Quick: name your top five favorite Asian bands. Can’t do it? How about your top three? One? If you’re like most Westerners, you probably aren’t too familiar with the popular music from the world’s most populous continent. But why not? Is Asian music really that bad?
The prevailing view of Asian music– at least from the Western perspective– is, well, yes. Asian music really is that bad. P.J. O’Rourke once described Asia as “the continent that rhythm forgot.” He wrote, “At best Asian music is off-brand American pop, like Sonny Bono in a karaoke bar. At worst Asian music sounds as if a truck full of wind chimes collided with a stack of empty oil drums during a birdcall contest.”

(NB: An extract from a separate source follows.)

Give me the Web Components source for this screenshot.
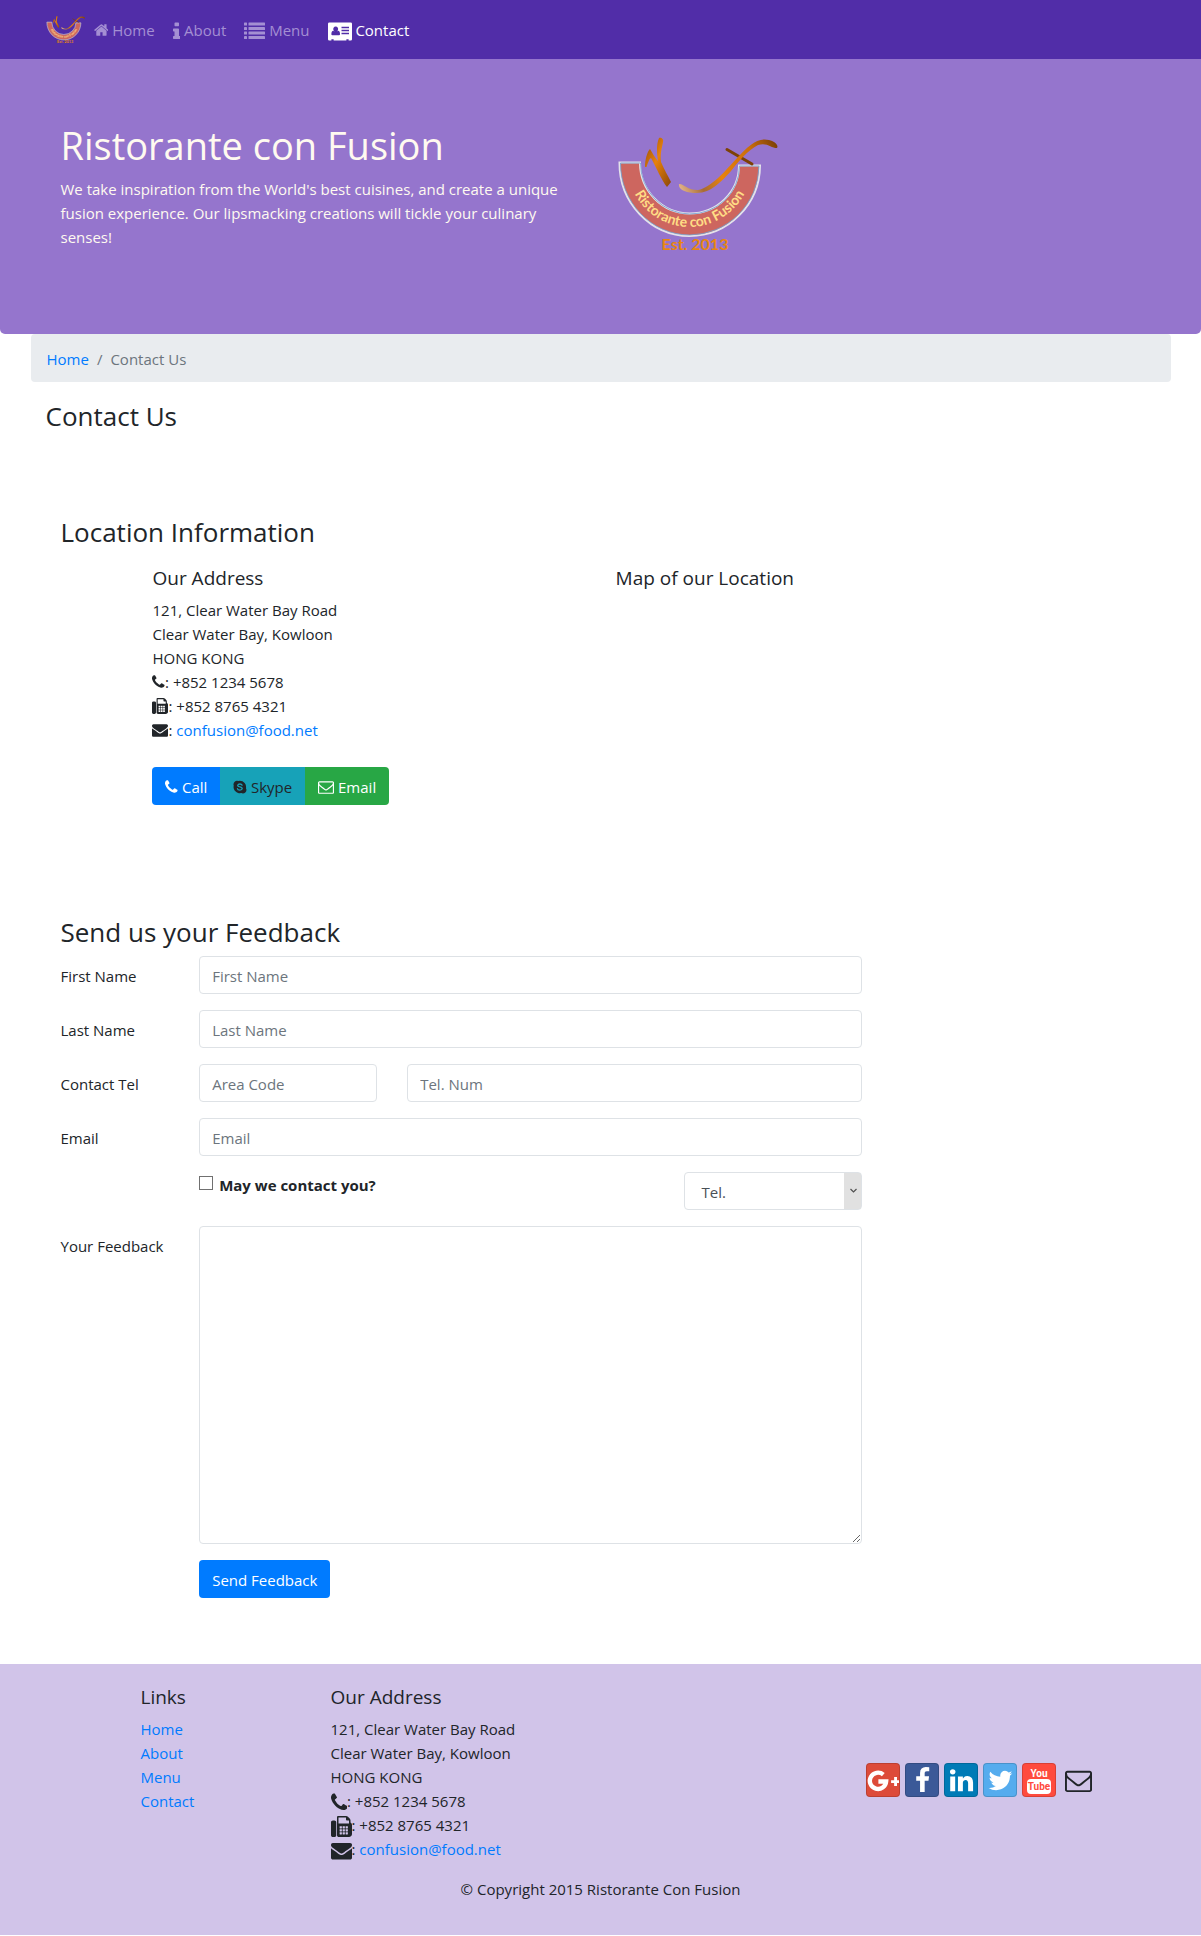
<!DOCTYPE html>
<html lang="en">
<head>
<meta charset="utf-8">
<meta name="viewport" content="width=device-width, initial-scale=1">
<title>Ristorante Con Fusion: Contact Us</title>
<style>
  body {
    margin: 0;
    background: #fff;
    color: #212529;
    font: 15px/24px "Open Sans", "Noto Sans", sans-serif;
  }
</style>
</head>
<body>
<site-nav></site-nav>
<site-hero>
  <span slot="title">Ristorante con Fusion</span>
  We take inspiration from the World's best cuisines, and create a unique fusion experience. Our lipsmacking creations will tickle your culinary senses!
</site-hero>
<main>
  <page-heading>Contact Us</page-heading>
  <location-info></location-info>
  <feedback-form></feedback-form>
</main>
<site-footer></site-footer>

<script>
const key = (x, y) => `M${x} ${y}v-128q0-14-9-23t-23-9h-128q-14 0-23 9t-9 23v128q0 14 9 23t23 9h128q14 0 23-9t9-23z`;
const keys = [928, 1184, 1440].map(x => [1024, 1280, 1536].map(y => key(x, y)).join('')).join('');

/* name: [viewBox x, viewBox width, markup]; every icon is 1792 units high */
const ICONS = {
  home: [64, 1664, '<path d="M1472 992v480q0 26-19 45t-45 19h-384v-384h-256v384h-384q-26 0-45-19t-19-45v-480q0-1 .5-3t.5-3l575-474 575 474q1 2 1 6zm223-69l-62 74q-8 9-21 11h-3q-13 0-21-7l-692-577-692 577q-12 8-24 7-13-2-21-11l-62-74q-8-10-7-23.5t11-21.5l719-599q32-26 76-26t76 26l244 204v-195q0-14 9-23t23-9h192q14 0 23 9t9 23v408l219 182q10 8 11 21.5t-7 23.5z"/>'],
  info: [576, 640, '<path d="M1216 1344v128q0 26-19 45t-45 19h-512q-26 0-45-19t-19-45v-128q0-26 19-45t45-19h64v-384h-64q-26 0-45-19t-19-45v-128q0-26 19-45t45-19h384q26 0 45 19t19 45v576h64q26 0 45 19t19 45zm-128-1152v192q0 26-19 45t-45 19h-256q-26 0-45-19t-19-45v-192q0-26 19-45t45-19h256q26 0 45 19t19 45z"/>'],
  list: [0, 1792, [128, 512, 896, 1280].map(y => `<rect x="0" y="${y}" width="256" height="256" rx="32"/><rect x="384" y="${y}" width="1408" height="256" rx="32"/>`).join('')],
  card: [0, 2048, '<path fill-rule="evenodd" d="M112 128h1824q112 0 112 112v1312q0 112-112 112h-176v-112h-192v112h-1088v-112h-192v112h-176q-112 0-112-112v-1312q0-112 112-112zM656 464a208 224 0 1 0 1 0zM448 832q-160 20-160 300 0 84 84 84h568q84 0 84-84 0-280-160-300-90 84-208 84t-208-84zM1152 480v128h640v-128zM1152 736v128h640v-128zM1152 992v128h640v-128z"/>'],
  phone: [192, 1408, '<path d="M1600 1240q0 27-10 70.5t-21 68.5q-21 50-122 106-94 51-186 51-27 0-53-3.5t-57.5-12.5-47-14.5-55.5-20.5-49-18q-98-35-175-83-127-79-264-216t-216-264q-48-77-83-175-3-9-18-49t-20.5-55.5-14.5-47-12.5-57.5-3.5-53q0-92 51-186 56-101 106-122 25-11 68.5-21t70.5-10q14 0 21 3 18 6 53 76 11 19 30 54t35 63.5 31 53.5q3 4 17.5 25t21.5 35.5 7 28.5q0 20-28.5 50t-62 55-62 53-28.5 46q0 9 5 22.5t8.5 20.5 14 24 11.5 19q76 137 174 235t235 174q2 1 19 11.5t24 14 20.5 8.5 22.5 5q18 0 46-28.5t53-62 55-62 50-28.5q14 0 28.5 7t35.5 21.5 25 17.5q25 15 53.5 31t63.5 35 54 30q70 35 76 53 3 7 3 21z"/>'],
  fax: [0, 1792, `<path fill-rule="evenodd" d="M288 384q66 0 113 47t47 113v1088q0 66-47 113t-113 47h-128q-66 0-113-47t-47-113v-1088q0-66 47-113t113-47h128zm1376 163q58 34 93 93t35 128v768q0 106-75 181t-181 75h-864q-66 0-113-47t-47-113v-1536q0-40 28-68t68-28h672q40 0 88 20t76 48l152 152q28 28 48 76t20 88v163zM1536 640v-256h-160q-40 0-68-28t-28-68v-160h-640v512h896z${keys}"/>`],
  envelope: [0, 1792, '<path d="M1792 710v794q0 66-47 113t-113 47h-1472q-66 0-113-47t-47-113v-794q44 49 101 87 362 246 497 345 57 42 92.5 65.5t94.5 48 110 24.5h2q51 0 110-24.5t94.5-48 92.5-65.5q170-123 498-345 57-39 100-87zm0-294q0 79-49 151t-122 123q-376 261-468 325-10 7-42.5 31t-54 38.5-52 32.5-57.5 27-50 9h-2q-23 0-50-9t-57.5-27-52-32.5-54-38.5-42.5-31q-91-64-262-182.5t-205-142.5q-62-42-117-115.5t-55-136.5q0-78 41.5-130t118.5-52h1472q65 0 112.5 47t47.5 113z"/>'],
  'envelope-o': [0, 1792, '<path d="M1664 1504v-768q-32 36-69 66-268 206-426 338-51 43-83 67t-86.5 48.5-102.5 24.5h-2q-48 0-102.5-24.5t-86.5-48.5-83-67q-158-132-426-338-37-30-69-66v768q0 13 9.5 22.5t22.5 9.5h1472q13 0 22.5-9.5t9.5-22.5zm0-1051v-24.5l-.5-13-3-12.5-5.5-9-9-7.5-14-2.5h-1472q-13 0-22.5 9.5t-9.5 22.5q0 168 147 284 193 152 401 317 6 5 35 29.5t46 37.5 44.5 31.5 50.5 27.5 43 9h2q20 0 43-9t50.5-27.5 44.5-31.5 46-37.5 35-29.5q208-165 401-317 54-43 100.5-115.5t46.5-131.5zm128-37v1088q0 66-47 113t-113 47h-1472q-66 0-113-47t-47-113v-1088q0-66 47-113t113-47h1472q66 0 113 47t47 113z"/>'],
  skype: [128, 1536, '<path d="M896 200a700 700 0 0 1 687 830a400 400 0 0 1-540 540a700 700 0 0 1-834-834a400 400 0 0 1 540-500q70-36 147-36z"/><path d="M1150 690Q1100 560 900 560T650 720Q650 840 900 890T1165 1070Q1150 1240 900 1240T630 1090" fill="none" stroke="#17a2b8" stroke-width="150" stroke-linecap="round"/>'],
  facebook: [0, 1792, '<path d="M1343 12v264h-157q-86 0-116 36t-30 108v189h293l-39 296h-254v759h-306v-759h-255v-296h255v-218q0-186 104-288.5t277-102.5q147 0 228 12z"/>'],
  linkedin: [0, 1792, '<path d="M477 625v991h-330v-991h330zm21-306q1 73-50.5 122t-135.5 49h-2q-82 0-132-49t-50-122q0-74 51.5-122.5t134.5-48.5 133 48.5 51 122.5zm1166 729v568h-329v-530q0-105-40.5-164.5t-126.5-59.5q-63 0-105.5 34.5t-63.5 85.5q-11 30-11 81v553h-329q2-399 2-647t-1-296l-1-48h329v144h-2q20-32 41-56t56.5-52 87-43.5 114.5-15.5q171 0 275 113.5t104 332.5z"/>'],
  twitter: [0, 1792, '<path d="M1684 408q-67 98-162 167 1 14 1 42 0 130-38 259.5t-115.5 248.5-184.5 210.5-258 146-323 54.5q-271 0-496-145 35 4 78 4 225 0 401-138-105-2-188-64.5t-114-159.5q33 5 61 5 43 0 85-11-112-23-185.5-111.5t-73.5-205.5v-4q68 38 146 41-66-44-105-115t-39-154q0-88 44-163 121 149 294.5 238.5t371.5 99.5q-8-38-8-74 0-134 94.5-228.5t228.5-94.5q140 0 236 102 109-21 205-78-37 115-142 178 93-10 186-50z"/>'],
  gplus: [0, 1792, '<path d="M860 560A430 430 0 1 0 1010 920H600" fill="none" stroke="currentColor" stroke-width="230"/><path d="M1430 690h150v160h160v150h-160v160h-150v-160h-160v-150h160z"/>'],
};

function define(name, html, setup) {
  const template = document.createElement('template');
  template.innerHTML = html;
  customElements.define(name, class extends HTMLElement {
    constructor() {
      super();
      this.attachShadow({ mode: 'open' }).append(template.content.cloneNode(true));
    }
    connectedCallback() { if (setup) setup(this, this.shadowRoot); }
  });
}

/* <fa-icon name="phone" large> */
define('fa-icon', `
<style>
  :host { display: inline-block; height: 16px; vertical-align: -2px; line-height: 0; }
  :host([large]) { height: 21px; vertical-align: -6px; }
  :host([huge]) { height: 27px; vertical-align: 0; }
  svg { height: 100%; width: auto; display: block; fill: currentColor; }
</style>
<svg aria-hidden="true"></svg>`, (host, root) => {
  const [x, width, markup] = ICONS[host.getAttribute('name')];
  const svg = root.querySelector('svg');
  svg.setAttribute('viewBox', `${x} 0 ${width} 1792`);
  svg.innerHTML = markup;
});

define('fusion-logo', `
<style>
  :host { display: block; width: 165px; }
  svg { display: block; width: 100%; height: auto; }
  text { font-family: Lato, "Open Sans", sans-serif; font-weight: 700; }
</style>
<svg viewBox="15 9 165 125" role="img" aria-label="Ristorante con Fusion logo">
  <defs>
    <linearGradient id="gold" x1="0" y1="0" x2="1" y2="1">
      <stop offset="0" stop-color="#8a4708"/><stop offset=".45" stop-color="#e8820c"/><stop offset="1" stop-color="#8a4708"/>
    </linearGradient>
    <linearGradient id="sweep" gradientUnits="userSpaceOnUse" x1="78" y1="68" x2="177" y2="24">
      <stop offset="0" stop-color="#e3b48a"/><stop offset=".2" stop-color="#a86b33"/><stop offset=".4" stop-color="#e8820c"/><stop offset=".75" stop-color="#c96d0c"/><stop offset="1" stop-color="#7a3f06"/>
    </linearGradient>
    <path id="arc" d="M26.500 45a62 62 0 0 0 124 0"/>
  </defs>
  <path d="M18.500 42.500H39A49.500 51 0 0 0 88.500 93.500A49.500 48 0 0 0 138 45.500H159A70.500 71 0 0 1 88.500 116A70.500 73 0 0 1 18.500 42.500z" fill="#cd665f" stroke="#e4e2ea" stroke-width="2"/>
  <path d="M19.500 43H39.500A49.500 51 0 0 0 88.500 94A49.500 48 0 0 0 138.500 46H158A70 70 0 0 1 88.500 115A69.500 72 0 0 1 19.500 43z" fill="none" stroke="#6f9fd0" stroke-width=".8"/>
  <g stroke-linejoin="round" stroke-linecap="round">
    <path d="M44 47C44 40 46 32 49 29C52 34 54 38 57 41C56 34 55 25 58 18C60 17 63 19 62 22C61 28 59 33 60 42C63 49 67 56 70 62L66 67C61 61 55 47 50 38C48 39 47 43 45.500 47z" fill="url(#gold)"/>
    <path d="M126 29.500L151 44" stroke="#7d4106" stroke-width="3" fill="none"/>
    <path d="M78 64C82 63 86 70 97 70C110 68 125 50 137 37C147 26 157 17 168 20C173 21 178 25 176 28C170 28 166 22 157 25C147 30 137 42 130 51C121 61 110 73 96 73C86 73 77 70 78 64z" fill="url(#sweep)"/>
  </g>
  <text font-size="14" fill="#ffdc85" text-anchor="middle"><textPath href="#arc" startOffset="50%">Ristorante con Fusion</textPath></text>
  <text x="94" y="130" font-size="16" fill="#e8860f" text-anchor="middle">Est. 2013</text>
</svg>`);

define('site-nav', `
<style>
  :host { display: block; background: #512da8; }
  nav { max-width: 1110px; margin: 0 auto; padding: 8px 15px; display: flex; align-items: center; min-height: 43px; }
  .brand { margin-right: 8px; }
  fusion-logo { width: 40px; }
  ul { display: flex; gap: 18px; margin: 0; padding: 0; list-style: none; }
  li a { color: #a48fd3; text-decoration: none; white-space: nowrap; }
  li a[aria-current] { color: #fff; }
</style>
<nav>
  <a class="brand" href="#" aria-label="Ristorante Con Fusion"><fusion-logo></fusion-logo></a>
  <ul>
    <li><a href="#"><fa-icon name="home"></fa-icon> Home</a></li>
    <li><a href="#"><fa-icon name="info" large></fa-icon> About</a></li>
    <li><a href="#"><fa-icon name="list" large></fa-icon> Menu</a></li>
    <li><a href="#" aria-current="page"><fa-icon name="card" large></fa-icon> Contact</a></li>
  </ul>
</nav>`);

define('site-hero', `
<style>
  :host { display: block; background: #9575cd; color: floralwhite; border-radius: 0 0 5px 5px; }
  header { max-width: 1110px; margin: 0 auto; padding: 62px 15px 69px; display: grid; grid-template-columns: 1fr 1fr; }
  div { padding: 0 15px; }
  .logo { padding-top: 8px; }
  h1 { margin: 0 0 8px; font-size: 38px; line-height: 48px; font-weight: 400; }
  p { margin: 0 0 16px; }
</style>
<header>
  <div><h1><slot name="title"></slot></h1><p><slot></slot></p></div>
  <div class="logo"><fusion-logo></fusion-logo></div>
</header>`);

define('page-heading', `
<style>
  :host { display: block; max-width: 1140px; margin: 0 auto; }
  ol { display: flex; gap: 8px; list-style: none; margin: 0 0 16px; padding: 13px 16px 11px; background: #e9ecef; border-radius: 4px; color: #6c757d; }
  a { color: #007bff; text-decoration: none; }
  li + li::before { content: "/"; padding-right: 8px; }
  h2 { margin: 0; padding: 0 15px; font-size: 26px; line-height: 36px; font-weight: 400; }
</style>
<nav aria-label="breadcrumb"><ol><li><a href="#">Home</a></li><li aria-current="page">Contact Us</li></ol></nav>
<h2><slot></slot></h2>`);

/* Postal address block; `large` switches to the bigger glyphs */
define('postal-address', `
<style>
  :host { display: block; }
  h3 { margin: 0 0 8px; font-size: 19px; line-height: 24px; font-weight: 400; }
  address { font-style: normal; }
  a { color: #007bff; text-decoration: none; }
</style>
<h3>Our Address</h3>
<address>
  121, Clear Water Bay Road<br>
  Clear Water Bay, Kowloon<br>
  HONG KONG<br>
  <fa-icon name="phone"></fa-icon>: +852 1234 5678<br>
  <fa-icon name="fax"></fa-icon>: +852 8765 4321<br>
  <fa-icon name="envelope"></fa-icon>: <a href="mailto:confusion@food.net">confusion@food.net</a>
</address>`, (host, root) => {
  if (host.hasAttribute('large')) root.querySelectorAll('fa-icon').forEach(i => i.setAttribute('large', ''));
});

define('location-info', `
<style>
  :host { display: block; max-width: 1080px; margin: 0 auto; padding: 80px 30px 59px; }
  h2 { margin: 0 0 16px; font-size: 26px; line-height: 36px; font-weight: 400; }
  h3 { margin: 0; font-size: 19px; line-height: 24px; font-weight: 400; }
  .cols { display: grid; grid-template-columns: 15fr 17fr; margin-left: calc(100% / 12 + 2px); }
  .group { display: inline-flex; margin: 25px 0 50px; border-radius: 4px; overflow: hidden; }
  .group a { padding: 8px 13px 6px; color: #fff; text-decoration: none; white-space: nowrap; }
  .call { background: #007bff; }
  .group .skype { background: #17a2b8; color: #212529; }
  .email { background: #28a745; }
</style>
<h2>Location Information</h2>
<div class="cols">
  <div>
    <postal-address></postal-address>
    <div class="group">
      <a class="call" href="tel:+85212345678"><fa-icon name="phone"></fa-icon> Call</a>
      <a class="skype" href="#"><fa-icon name="skype"></fa-icon> Skype</a>
      <a class="email" href="mailto:confusion@food.net"><fa-icon name="envelope-o"></fa-icon> Email</a>
    </div>
  </div>
  <h3>Map of our Location</h3>
</div>`);

define('feedback-form', `
<style>
  :host { display: block; max-width: 1080px; margin: 0 auto; padding: 0 30px 66px; }
  h2 { margin: 0 0 6px; font-size: 26px; line-height: 36px; font-weight: 400; }
  form { width: calc(75% - 8px); display: grid; grid-template-columns: repeat(12, 1fr); gap: 16px 30px; }
  form > label { grid-column: 1 / span 2; padding: 8px 0 6px; white-space: nowrap; }
  .wide { grid-column: 3 / -1; }
  .area { grid-column: 3 / span 3; }
  .tel { grid-column: 6 / -1; }
  input, textarea, select, button { font: inherit; box-sizing: border-box; min-width: 0; margin: 0; }
  input[type=text], input[type=tel], input[type=email], textarea, select {
    width: 100%; height: 38px; padding: 7px 12px 5px; border: 1px solid #dee2e6; border-radius: 4px; background: #fff; color: #495057;
  }
  ::placeholder { color: #6c757d; opacity: 1; }
  textarea.wide { height: 318px; resize: vertical; display: block; }
  .check { grid-column: 3 / span 5; display: flex; gap: 6px; align-items: flex-start; font-weight: 700; }
  .check input { appearance: none; width: 14px; height: 14px; margin-top: 4px; border: 1px solid #707070; background: #fff; }
  .check input:checked { background: #007bff; }
  .check label { padding-top: 1px; }
  .pick { grid-column: 10 / -1; display: grid; }
  .pick select, .pick svg { grid-area: 1 / 1; }
  .pick select { appearance: none; padding-left: 16px; background: linear-gradient(#e1e1e1, #e1e1e1) right / 17px 100% no-repeat #fff; }
  .pick svg { justify-self: end; align-self: center; width: 17px; height: 8px; pointer-events: none; }
  button { justify-self: start; grid-column: 3 / -1; height: 38px; padding: 2px 13px 0; border: 0; border-radius: 4px; background: #007bff; color: #fff; }
</style>
<h2>Send us your Feedback</h2>
<form>
  <label for="first">First Name</label>
  <input class="wide" type="text" id="first" placeholder="First Name">
  <label for="last">Last Name</label>
  <input class="wide" type="text" id="last" placeholder="Last Name">
  <label for="area">Contact Tel</label>
  <input class="area" type="tel" id="area" placeholder="Area Code">
  <input class="tel" type="tel" id="tel" placeholder="Tel. Num" aria-label="Telephone number">
  <label for="email">Email</label>
  <input class="wide" type="email" id="email" placeholder="Email">
  <div class="check"><input type="checkbox" id="approve"><label for="approve">May we contact you?</label></div>
  <div class="pick">
    <select aria-label="Contact by"><option>Tel.</option><option>Email</option></select>
    <svg viewBox="0 0 17 8" aria-hidden="true"><path d="M5.500 2L8.500 5L11.500 2" fill="none" stroke="#505050" stroke-width="1.200"/></svg>
  </div>
  <label for="feedback">Your Feedback</label>
  <textarea class="wide" id="feedback"></textarea>
  <button type="button">Send Feedback</button>
</form>`);

define('social-tile', `
<style>
  :host { display: block; }
  a { display: grid; place-items: center; box-sizing: border-box; width: 34px; height: 34px; border-radius: 4px; color: #fff; background: var(--tile, transparent); overflow: hidden; }
  :host([framed]) a { border: 1px solid rgba(0, 0, 0, .15); }
</style>
<a href="#"><slot></slot></a>`, (host, root) => root.querySelector('a').setAttribute('aria-label', host.getAttribute('label')));

define('site-footer', `
<style>
  :host { display: block; background: #d1c4e9; }
  footer { max-width: 1140px; margin: 0 auto; padding: 21px 0 34px; }
  .cols { display: grid; grid-template-columns: 1fr 2fr 5fr 4fr; }
  .cols > * { padding: 0 15px; }
  h3 { margin: 0 0 8px; font-size: 19px; line-height: 24px; font-weight: 400; }
  ul { margin: 0; padding: 0; list-style: none; }
  li a { color: #007bff; text-decoration: none; }
  .social { display: flex; gap: 5px; justify-content: center; align-items: center; padding-top: 14px; }
  .dark { color: #212529; }
  p { margin: 16px 0 0; text-align: center; }
</style>
<footer>
  <div class="cols">
    <span></span>
    <nav aria-label="Footer">
      <h3>Links</h3>
      <ul><li><a href="#">Home</a></li><li><a href="#">About</a></li><li><a href="#">Menu</a></li><li><a href="#">Contact</a></li></ul>
    </nav>
    <postal-address large></postal-address>
    <div class="social">
      <social-tile framed label="Google+" style="--tile:#dd4b39"><fa-icon name="gplus" style="height:34px"></fa-icon></social-tile>
      <social-tile framed label="Facebook" style="--tile:#3b5998"><fa-icon name="facebook" huge></fa-icon></social-tile>
      <social-tile framed label="LinkedIn" style="--tile:#007bb6"><fa-icon name="linkedin" huge></fa-icon></social-tile>
      <social-tile framed label="Twitter" style="--tile:#55acee"><fa-icon name="twitter" huge></fa-icon></social-tile>
      <social-tile framed label="YouTube" style="--tile:#ff4b3e">
        <svg width="32" height="32" viewBox="0 0 32 32" font-family="Liberation Sans Narrow, Roboto, sans-serif" font-size="10" font-weight="700" text-anchor="middle">
          <text x="16" y="13" fill="#fff">You</text>
          <rect x="4" y="15" width="24" height="15" rx="4" fill="#fff"/>
          <text x="16" y="26" fill="#ff4b3e">Tube</text>
        </svg>
      </social-tile>
      <social-tile label="Email"><fa-icon class="dark" name="envelope-o" huge></fa-icon></social-tile>
    </div>
  </div>
  <p>© Copyright 2015 Ristorante Con Fusion</p>
</footer>`);
</script>
</body>
</html>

So that’s the stereotype, but don’t stereotypes sometimes contain at least a kernel of truth? A lot of Asian music– to the untrained ear anyway– does sound like the work of an atonal band of screeching cats.
African music, on the other hand, sounds much more familiar to the Western ear. It uses the many of the same scales and rhythms as Western music, and it has had a much greater influence on Western music, at least partly due to the Slave Trade.
In a recent post at Marginal Revolution, Tyler Cowen offered one explanation as to why Asian music isn’t more popular. “Many Asian musics, such as some of the major styles of China and Japan, emphasize timbre. That makes them a) often too subtle, and b) very hard to translate to disc or to radio. African-derived musics are perfect for radio or for the car.”
Still, he writes that “it’s a shame if you haven’t trained your ear by now to like the stuff. It’s some of the world’s finest music.”
So how about some recommendations? Well, there’s the fantastic Cambodian band called Dengue Fever, a talented Vietnamese chanteuse named Huong Thanh, and a band from Japan named The Boom, just to name a few. Then there’s still all the great music of India and the Middle East. Simply put: if you can’t find any good Asian music to listen to, you’re not looking.
Got any more recommendations, readers?